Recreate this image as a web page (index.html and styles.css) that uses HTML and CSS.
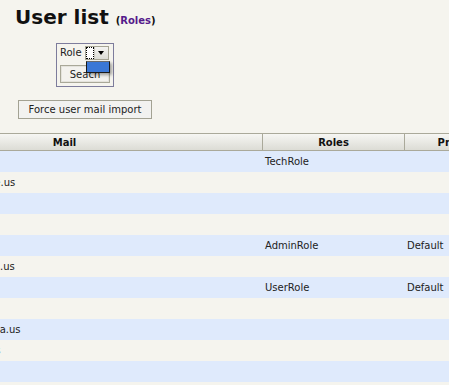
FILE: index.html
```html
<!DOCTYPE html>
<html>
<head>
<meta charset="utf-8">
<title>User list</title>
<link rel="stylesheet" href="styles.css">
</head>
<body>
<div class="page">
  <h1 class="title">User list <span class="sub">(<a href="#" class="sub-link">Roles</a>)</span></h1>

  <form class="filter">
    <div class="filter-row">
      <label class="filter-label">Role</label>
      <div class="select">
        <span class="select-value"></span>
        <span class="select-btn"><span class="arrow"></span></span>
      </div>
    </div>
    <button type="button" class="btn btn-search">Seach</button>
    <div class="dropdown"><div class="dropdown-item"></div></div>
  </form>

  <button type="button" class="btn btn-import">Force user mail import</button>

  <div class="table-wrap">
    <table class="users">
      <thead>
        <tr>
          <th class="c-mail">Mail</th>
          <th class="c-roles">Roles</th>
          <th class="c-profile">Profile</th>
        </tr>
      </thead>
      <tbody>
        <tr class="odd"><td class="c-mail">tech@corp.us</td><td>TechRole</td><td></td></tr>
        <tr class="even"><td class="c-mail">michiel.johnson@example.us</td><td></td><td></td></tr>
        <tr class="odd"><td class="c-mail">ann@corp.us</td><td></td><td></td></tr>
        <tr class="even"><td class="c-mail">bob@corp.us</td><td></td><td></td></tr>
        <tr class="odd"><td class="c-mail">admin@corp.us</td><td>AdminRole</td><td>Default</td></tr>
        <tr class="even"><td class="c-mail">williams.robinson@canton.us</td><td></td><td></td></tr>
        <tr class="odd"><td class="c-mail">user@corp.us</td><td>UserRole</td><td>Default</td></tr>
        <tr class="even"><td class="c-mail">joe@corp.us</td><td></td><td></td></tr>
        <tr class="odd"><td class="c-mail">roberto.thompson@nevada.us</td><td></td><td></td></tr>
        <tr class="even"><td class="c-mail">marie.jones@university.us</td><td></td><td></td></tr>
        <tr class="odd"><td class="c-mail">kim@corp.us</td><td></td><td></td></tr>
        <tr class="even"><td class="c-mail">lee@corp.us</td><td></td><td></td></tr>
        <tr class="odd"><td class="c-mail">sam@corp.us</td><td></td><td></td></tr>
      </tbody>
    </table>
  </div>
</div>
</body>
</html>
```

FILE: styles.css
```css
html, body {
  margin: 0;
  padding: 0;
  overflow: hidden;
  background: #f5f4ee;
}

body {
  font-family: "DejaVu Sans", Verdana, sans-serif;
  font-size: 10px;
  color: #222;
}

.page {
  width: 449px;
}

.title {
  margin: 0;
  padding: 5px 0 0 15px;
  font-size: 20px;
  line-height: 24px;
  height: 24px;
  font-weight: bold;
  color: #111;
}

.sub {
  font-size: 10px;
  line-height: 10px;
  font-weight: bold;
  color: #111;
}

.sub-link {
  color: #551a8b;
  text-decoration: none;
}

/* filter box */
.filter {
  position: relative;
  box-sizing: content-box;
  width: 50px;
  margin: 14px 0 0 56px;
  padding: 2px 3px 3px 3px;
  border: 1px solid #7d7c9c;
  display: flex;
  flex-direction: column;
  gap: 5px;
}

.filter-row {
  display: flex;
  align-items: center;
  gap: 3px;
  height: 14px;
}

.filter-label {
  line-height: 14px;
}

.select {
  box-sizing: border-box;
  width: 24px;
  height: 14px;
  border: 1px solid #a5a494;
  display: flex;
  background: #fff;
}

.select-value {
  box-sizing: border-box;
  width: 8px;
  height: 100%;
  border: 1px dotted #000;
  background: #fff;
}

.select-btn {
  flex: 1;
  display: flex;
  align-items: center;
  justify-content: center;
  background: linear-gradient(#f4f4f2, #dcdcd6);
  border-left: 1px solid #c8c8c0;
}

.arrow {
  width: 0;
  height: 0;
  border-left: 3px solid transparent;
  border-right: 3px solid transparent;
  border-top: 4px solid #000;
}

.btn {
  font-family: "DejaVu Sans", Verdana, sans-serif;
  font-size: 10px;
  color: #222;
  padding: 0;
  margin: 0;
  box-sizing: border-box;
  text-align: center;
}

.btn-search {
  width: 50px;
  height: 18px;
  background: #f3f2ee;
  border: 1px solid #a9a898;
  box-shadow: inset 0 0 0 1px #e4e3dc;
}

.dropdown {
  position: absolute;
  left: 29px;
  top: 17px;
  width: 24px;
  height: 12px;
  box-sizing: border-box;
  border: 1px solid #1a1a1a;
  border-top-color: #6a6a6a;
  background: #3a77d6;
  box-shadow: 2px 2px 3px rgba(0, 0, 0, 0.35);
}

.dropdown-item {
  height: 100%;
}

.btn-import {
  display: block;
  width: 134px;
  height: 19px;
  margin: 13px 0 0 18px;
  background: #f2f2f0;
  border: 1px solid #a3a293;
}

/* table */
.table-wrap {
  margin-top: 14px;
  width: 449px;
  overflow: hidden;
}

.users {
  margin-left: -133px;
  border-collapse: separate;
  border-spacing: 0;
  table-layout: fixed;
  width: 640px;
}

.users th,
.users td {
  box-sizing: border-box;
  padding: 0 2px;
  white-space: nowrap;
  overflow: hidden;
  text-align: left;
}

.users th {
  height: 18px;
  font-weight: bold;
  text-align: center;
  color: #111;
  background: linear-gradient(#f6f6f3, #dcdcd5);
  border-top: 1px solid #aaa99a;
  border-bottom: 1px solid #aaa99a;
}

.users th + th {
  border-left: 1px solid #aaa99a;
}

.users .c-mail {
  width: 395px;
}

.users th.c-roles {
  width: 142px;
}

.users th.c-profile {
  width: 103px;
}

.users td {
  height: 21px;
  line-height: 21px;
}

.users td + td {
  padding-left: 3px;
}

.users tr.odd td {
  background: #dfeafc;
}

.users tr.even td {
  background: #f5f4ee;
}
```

• Your task: Omit the pictures, then quote the rest of the material above exactly.

• Result of the task:
Recreate this image as a web page (index.html and styles.css) that uses HTML and CSS.
FILE: index.html
```html
<!DOCTYPE html>
<html>
<head>
<meta charset="utf-8">
<title>User list</title>
<link rel="stylesheet" href="styles.css">
</head>
<body>
<div class="page">
  <h1 class="title">User list <span class="sub">(<a href="#" class="sub-link">Roles</a>)</span></h1>

  <form class="filter">
    <div class="filter-row">
      <label class="filter-label">Role</label>
      <div class="select">
        <span class="select-value"></span>
        <span class="select-btn"><span class="arrow"></span></span>
      </div>
    </div>
    <button type="button" class="btn btn-search">Seach</button>
    <div class="dropdown"><div class="dropdown-item"></div></div>
  </form>

  <button type="button" class="btn btn-import">Force user mail import</button>

  <div class="table-wrap">
    <table class="users">
      <thead>
        <tr>
          <th class="c-mail">Mail</th>
          <th class="c-roles">Roles</th>
          <th class="c-profile">Profile</th>
        </tr>
      </thead>
      <tbody>
        <tr class="odd"><td class="c-mail">tech@corp.us</td><td>TechRole</td><td></td></tr>
        <tr class="even"><td class="c-mail">michiel.johnson@example.us</td><td></td><td></td></tr>
        <tr class="odd"><td class="c-mail">ann@corp.us</td><td></td><td></td></tr>
        <tr class="even"><td class="c-mail">bob@corp.us</td><td></td><td></td></tr>
        <tr class="odd"><td class="c-mail">admin@corp.us</td><td>AdminRole</td><td>Default</td></tr>
        <tr class="even"><td class="c-mail">williams.robinson@canton.us</td><td></td><td></td></tr>
        <tr class="odd"><td class="c-mail">user@corp.us</td><td>UserRole</td><td>Default</td></tr>
        <tr class="even"><td class="c-mail">joe@corp.us</td><td></td><td></td></tr>
        <tr class="odd"><td class="c-mail">roberto.thompson@nevada.us</td><td></td><td></td></tr>
        <tr class="even"><td class="c-mail">marie.jones@university.us</td><td></td><td></td></tr>
        <tr class="odd"><td class="c-mail">kim@corp.us</td><td></td><td></td></tr>
        <tr class="even"><td class="c-mail">lee@corp.us</td><td></td><td></td></tr>
        <tr class="odd"><td class="c-mail">sam@corp.us</td><td></td><td></td></tr>
      </tbody>
    </table>
  </div>
</div>
</body>
</html>
```

FILE: styles.css
```css
html, body {
  margin: 0;
  padding: 0;
  overflow: hidden;
  background: #f5f4ee;
}

body {
  font-family: "DejaVu Sans", Verdana, sans-serif;
  font-size: 10px;
  color: #222;
}

.page {
  width: 449px;
}

.title {
  margin: 0;
  padding: 5px 0 0 15px;
  font-size: 20px;
  line-height: 24px;
  height: 24px;
  font-weight: bold;
  color: #111;
}

.sub {
  font-size: 10px;
  line-height: 10px;
  font-weight: bold;
  color: #111;
}

.sub-link {
  color: #551a8b;
  text-decoration: none;
}

/* filter box */
.filter {
  position: relative;
  box-sizing: content-box;
  width: 50px;
  margin: 14px 0 0 56px;
  padding: 2px 3px 3px 3px;
  border: 1px solid #7d7c9c;
  display: flex;
  flex-direction: column;
  gap: 5px;
}

.filter-row {
  display: flex;
  align-items: center;
  gap: 3px;
  height: 14px;
}

.filter-label {
  line-height: 14px;
}

.select {
  box-sizing: border-box;
  width: 24px;
  height: 14px;
  border: 1px solid #a5a494;
  display: flex;
  background: #fff;
}

.select-value {
  box-sizing: border-box;
  width: 8px;
  height: 100%;
  border: 1px dotted #000;
  background: #fff;
}

.select-btn {
  flex: 1;
  display: flex;
  align-items: center;
  justify-content: center;
  background: linear-gradient(#f4f4f2, #dcdcd6);
  border-left: 1px solid #c8c8c0;
}

.arrow {
  width: 0;
  height: 0;
  border-left: 3px solid transparent;
  border-right: 3px solid transparent;
  border-top: 4px solid #000;
}

.btn {
  font-family: "DejaVu Sans", Verdana, sans-serif;
  font-size: 10px;
  color: #222;
  padding: 0;
  margin: 0;
  box-sizing: border-box;
  text-align: center;
}

.btn-search {
  width: 50px;
  height: 18px;
  background: #f3f2ee;
  border: 1px solid #a9a898;
  box-shadow: inset 0 0 0 1px #e4e3dc;
}

.dropdown {
  position: absolute;
  left: 29px;
  top: 17px;
  width: 24px;
  height: 12px;
  box-sizing: border-box;
  border: 1px solid #1a1a1a;
  border-top-color: #6a6a6a;
  background: #3a77d6;
  box-shadow: 2px 2px 3px rgba(0, 0, 0, 0.35);
}

.dropdown-item {
  height: 100%;
}

.btn-import {
  display: block;
  width: 134px;
  height: 19px;
  margin: 13px 0 0 18px;
  background: #f2f2f0;
  border: 1px solid #a3a293;
}

/* table */
.table-wrap {
  margin-top: 14px;
  width: 449px;
  overflow: hidden;
}

.users {
  margin-left: -133px;
  border-collapse: separate;
  border-spacing: 0;
  table-layout: fixed;
  width: 640px;
}

.users th,
.users td {
  box-sizing: border-box;
  padding: 0 2px;
  white-space: nowrap;
  overflow: hidden;
  text-align: left;
}

.users th {
  height: 18px;
  font-weight: bold;
  text-align: center;
  color: #111;
  background: linear-gradient(#f6f6f3, #dcdcd5);
  border-top: 1px solid #aaa99a;
  border-bottom: 1px solid #aaa99a;
}

.users th + th {
  border-left: 1px solid #aaa99a;
}

.users .c-mail {
  width: 395px;
}

.users th.c-roles {
  width: 142px;
}

.users th.c-profile {
  width: 103px;
}

.users td {
  height: 21px;
  line-height: 21px;
}

.users td + td {
  padding-left: 3px;
}

.users tr.odd td {
  background: #dfeafc;
}

.users tr.even td {
  background: #f5f4ee;
}
```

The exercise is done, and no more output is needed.